┌──

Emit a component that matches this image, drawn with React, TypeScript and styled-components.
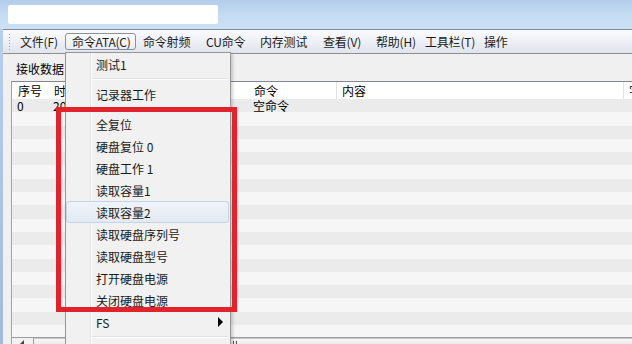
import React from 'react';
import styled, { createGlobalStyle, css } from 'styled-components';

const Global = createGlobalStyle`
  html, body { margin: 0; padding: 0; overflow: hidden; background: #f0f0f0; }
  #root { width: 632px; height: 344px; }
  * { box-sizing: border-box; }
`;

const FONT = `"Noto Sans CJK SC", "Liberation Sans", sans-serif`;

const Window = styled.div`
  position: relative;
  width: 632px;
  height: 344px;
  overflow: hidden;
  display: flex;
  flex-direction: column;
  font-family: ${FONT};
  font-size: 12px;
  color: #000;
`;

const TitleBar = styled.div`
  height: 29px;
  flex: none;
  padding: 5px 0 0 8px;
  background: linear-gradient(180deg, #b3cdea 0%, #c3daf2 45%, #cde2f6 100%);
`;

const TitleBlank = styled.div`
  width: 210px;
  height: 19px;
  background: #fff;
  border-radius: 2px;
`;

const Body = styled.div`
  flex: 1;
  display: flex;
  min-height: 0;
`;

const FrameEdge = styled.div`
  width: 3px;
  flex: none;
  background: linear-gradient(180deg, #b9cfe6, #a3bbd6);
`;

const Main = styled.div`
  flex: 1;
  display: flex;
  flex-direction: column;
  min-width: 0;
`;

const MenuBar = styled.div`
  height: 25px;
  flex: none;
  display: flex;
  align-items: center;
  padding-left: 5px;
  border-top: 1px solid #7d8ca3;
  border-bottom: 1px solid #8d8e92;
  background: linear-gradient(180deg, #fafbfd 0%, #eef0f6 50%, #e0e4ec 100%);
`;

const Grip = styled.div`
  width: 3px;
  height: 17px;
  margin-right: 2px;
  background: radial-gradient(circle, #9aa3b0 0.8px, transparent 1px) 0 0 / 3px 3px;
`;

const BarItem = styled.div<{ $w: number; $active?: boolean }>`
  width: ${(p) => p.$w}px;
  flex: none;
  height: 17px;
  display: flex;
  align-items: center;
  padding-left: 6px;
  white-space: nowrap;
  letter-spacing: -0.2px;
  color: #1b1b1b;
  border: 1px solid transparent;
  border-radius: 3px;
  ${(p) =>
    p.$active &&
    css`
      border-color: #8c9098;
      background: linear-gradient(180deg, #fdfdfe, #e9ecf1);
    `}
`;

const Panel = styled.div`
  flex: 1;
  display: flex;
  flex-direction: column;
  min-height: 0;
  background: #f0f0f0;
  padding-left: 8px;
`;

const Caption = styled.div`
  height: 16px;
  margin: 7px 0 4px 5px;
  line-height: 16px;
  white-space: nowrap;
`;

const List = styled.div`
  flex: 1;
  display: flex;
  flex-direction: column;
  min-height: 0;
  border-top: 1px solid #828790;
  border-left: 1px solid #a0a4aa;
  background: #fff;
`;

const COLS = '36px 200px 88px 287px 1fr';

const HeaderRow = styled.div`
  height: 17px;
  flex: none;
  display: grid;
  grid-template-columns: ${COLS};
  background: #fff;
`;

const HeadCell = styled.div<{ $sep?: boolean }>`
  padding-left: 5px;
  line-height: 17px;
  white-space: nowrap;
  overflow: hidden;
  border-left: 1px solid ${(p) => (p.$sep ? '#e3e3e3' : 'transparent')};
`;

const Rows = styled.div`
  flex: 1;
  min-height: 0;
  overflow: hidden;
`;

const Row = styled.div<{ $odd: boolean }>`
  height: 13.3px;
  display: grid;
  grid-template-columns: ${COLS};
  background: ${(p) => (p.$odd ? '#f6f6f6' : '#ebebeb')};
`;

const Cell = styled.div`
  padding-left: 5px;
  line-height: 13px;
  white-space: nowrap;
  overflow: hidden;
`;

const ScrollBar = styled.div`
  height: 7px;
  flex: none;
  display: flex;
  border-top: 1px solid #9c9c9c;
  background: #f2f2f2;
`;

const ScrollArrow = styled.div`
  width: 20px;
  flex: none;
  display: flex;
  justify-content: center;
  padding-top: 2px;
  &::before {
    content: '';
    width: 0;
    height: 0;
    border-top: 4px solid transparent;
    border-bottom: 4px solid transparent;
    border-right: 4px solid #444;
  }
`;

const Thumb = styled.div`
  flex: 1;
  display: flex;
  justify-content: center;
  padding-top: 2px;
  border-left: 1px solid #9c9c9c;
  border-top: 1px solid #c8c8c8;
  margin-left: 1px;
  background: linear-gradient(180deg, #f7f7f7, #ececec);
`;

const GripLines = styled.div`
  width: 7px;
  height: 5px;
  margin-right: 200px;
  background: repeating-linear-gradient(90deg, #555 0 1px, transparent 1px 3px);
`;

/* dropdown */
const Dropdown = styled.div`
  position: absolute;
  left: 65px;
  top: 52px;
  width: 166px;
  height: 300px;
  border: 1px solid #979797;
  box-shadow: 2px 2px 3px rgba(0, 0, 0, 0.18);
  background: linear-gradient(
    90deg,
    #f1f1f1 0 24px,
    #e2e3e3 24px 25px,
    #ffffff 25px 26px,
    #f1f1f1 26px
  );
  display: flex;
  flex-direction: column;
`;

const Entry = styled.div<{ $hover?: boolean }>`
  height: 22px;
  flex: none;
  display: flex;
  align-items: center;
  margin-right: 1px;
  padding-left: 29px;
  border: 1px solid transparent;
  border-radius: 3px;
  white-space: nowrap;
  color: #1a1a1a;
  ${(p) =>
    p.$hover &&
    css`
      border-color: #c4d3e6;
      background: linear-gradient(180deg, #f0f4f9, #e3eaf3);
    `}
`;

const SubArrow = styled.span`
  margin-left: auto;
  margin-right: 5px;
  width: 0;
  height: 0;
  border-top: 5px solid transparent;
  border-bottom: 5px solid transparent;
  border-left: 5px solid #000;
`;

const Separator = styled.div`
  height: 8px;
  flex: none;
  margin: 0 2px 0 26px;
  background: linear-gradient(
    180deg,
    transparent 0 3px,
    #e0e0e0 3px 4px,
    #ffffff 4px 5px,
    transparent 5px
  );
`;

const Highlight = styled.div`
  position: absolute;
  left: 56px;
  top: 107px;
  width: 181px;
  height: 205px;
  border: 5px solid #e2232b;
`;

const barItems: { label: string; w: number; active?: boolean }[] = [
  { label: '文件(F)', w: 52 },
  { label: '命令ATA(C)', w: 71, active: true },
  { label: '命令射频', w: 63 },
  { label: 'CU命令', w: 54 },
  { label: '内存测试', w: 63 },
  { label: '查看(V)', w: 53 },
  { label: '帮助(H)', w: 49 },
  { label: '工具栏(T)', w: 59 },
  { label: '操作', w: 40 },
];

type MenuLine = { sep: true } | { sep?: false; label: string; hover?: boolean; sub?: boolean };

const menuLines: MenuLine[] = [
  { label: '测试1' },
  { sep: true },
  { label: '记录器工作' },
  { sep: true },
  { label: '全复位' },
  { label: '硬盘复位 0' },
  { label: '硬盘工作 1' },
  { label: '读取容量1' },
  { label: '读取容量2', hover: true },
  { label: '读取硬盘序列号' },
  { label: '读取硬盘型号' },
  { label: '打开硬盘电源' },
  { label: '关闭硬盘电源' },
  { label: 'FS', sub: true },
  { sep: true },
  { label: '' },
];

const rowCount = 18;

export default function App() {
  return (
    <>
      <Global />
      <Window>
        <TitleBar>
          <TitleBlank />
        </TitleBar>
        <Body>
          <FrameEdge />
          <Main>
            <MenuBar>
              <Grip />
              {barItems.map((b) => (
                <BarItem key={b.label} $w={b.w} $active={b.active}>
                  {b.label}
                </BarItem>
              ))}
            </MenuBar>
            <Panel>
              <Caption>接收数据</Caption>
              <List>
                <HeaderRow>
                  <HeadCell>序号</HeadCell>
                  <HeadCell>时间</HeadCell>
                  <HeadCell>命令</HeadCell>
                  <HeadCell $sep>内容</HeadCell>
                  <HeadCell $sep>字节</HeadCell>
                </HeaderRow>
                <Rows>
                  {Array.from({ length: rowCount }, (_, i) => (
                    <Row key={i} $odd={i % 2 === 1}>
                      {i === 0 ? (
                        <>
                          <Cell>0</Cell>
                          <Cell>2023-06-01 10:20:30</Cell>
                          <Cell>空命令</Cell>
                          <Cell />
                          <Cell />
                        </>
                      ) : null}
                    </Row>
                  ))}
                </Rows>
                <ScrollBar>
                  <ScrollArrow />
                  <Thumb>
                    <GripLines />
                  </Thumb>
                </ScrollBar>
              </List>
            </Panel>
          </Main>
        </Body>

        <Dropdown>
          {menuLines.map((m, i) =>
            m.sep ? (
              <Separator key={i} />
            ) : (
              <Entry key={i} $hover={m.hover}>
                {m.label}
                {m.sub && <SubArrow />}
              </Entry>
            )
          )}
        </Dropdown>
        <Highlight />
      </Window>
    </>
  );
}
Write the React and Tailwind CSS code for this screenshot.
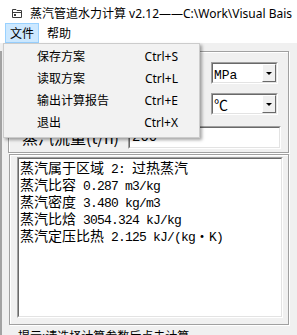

└──

What is being asked. Looking at the records above, tally the lines holding "React" and reply with that number only.

Expected output. 3